◆ The problem: Look through the listing and locate every line containing the word "index"; copy those lines.

* Begin Supplied information *

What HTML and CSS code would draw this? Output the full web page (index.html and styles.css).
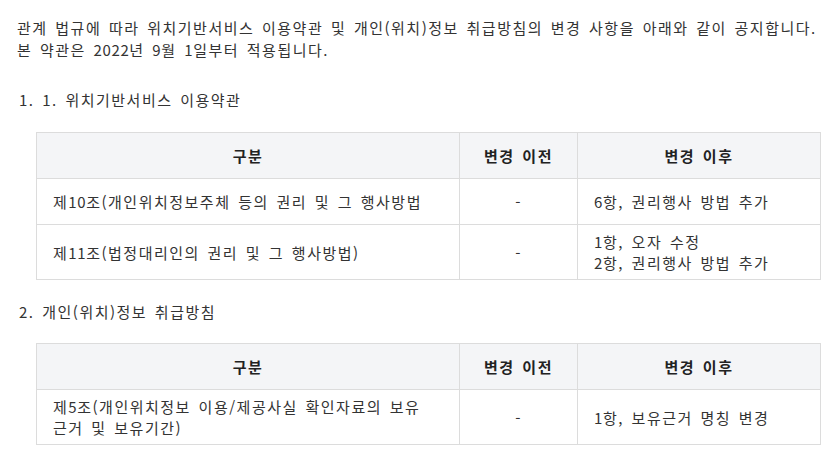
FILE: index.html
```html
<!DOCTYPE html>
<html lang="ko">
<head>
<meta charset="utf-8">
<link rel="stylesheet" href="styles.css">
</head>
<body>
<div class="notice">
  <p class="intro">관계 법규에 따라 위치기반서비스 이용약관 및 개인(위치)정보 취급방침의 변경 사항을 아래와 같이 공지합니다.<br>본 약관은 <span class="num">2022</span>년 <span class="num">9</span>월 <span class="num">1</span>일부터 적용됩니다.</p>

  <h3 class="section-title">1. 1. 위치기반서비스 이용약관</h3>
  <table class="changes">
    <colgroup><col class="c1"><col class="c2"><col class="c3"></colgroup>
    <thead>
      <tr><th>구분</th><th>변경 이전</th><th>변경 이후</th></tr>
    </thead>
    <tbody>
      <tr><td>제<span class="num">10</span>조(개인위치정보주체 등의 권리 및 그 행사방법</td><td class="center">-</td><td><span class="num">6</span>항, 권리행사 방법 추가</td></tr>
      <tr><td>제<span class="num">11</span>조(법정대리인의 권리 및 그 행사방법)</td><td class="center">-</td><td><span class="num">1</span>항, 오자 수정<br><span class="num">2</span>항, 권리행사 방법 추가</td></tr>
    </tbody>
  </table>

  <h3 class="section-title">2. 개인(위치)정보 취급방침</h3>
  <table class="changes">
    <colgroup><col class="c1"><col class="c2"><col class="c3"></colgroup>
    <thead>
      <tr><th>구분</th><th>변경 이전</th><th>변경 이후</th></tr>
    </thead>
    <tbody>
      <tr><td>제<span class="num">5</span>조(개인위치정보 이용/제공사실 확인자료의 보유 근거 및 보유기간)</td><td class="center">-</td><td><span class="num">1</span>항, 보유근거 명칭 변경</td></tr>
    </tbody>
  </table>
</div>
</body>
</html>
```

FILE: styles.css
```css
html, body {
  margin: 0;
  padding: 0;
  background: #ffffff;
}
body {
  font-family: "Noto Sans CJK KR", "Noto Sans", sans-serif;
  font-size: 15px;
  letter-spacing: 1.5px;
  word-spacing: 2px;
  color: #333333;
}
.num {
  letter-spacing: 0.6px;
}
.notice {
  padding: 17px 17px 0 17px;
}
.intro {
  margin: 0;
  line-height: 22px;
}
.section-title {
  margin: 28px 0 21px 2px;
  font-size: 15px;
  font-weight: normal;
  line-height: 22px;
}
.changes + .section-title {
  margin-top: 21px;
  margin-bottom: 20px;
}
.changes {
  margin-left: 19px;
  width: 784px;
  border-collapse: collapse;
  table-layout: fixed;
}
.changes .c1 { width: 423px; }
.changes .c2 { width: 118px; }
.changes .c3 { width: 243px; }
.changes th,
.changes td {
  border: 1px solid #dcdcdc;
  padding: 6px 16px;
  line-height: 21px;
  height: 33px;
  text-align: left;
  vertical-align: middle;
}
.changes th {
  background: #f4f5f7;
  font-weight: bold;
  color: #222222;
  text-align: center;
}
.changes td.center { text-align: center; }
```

* End Supplied information *

◆ Written response:
What HTML and CSS code would draw this? Output the full web page (index.html and styles.css).
FILE: index.html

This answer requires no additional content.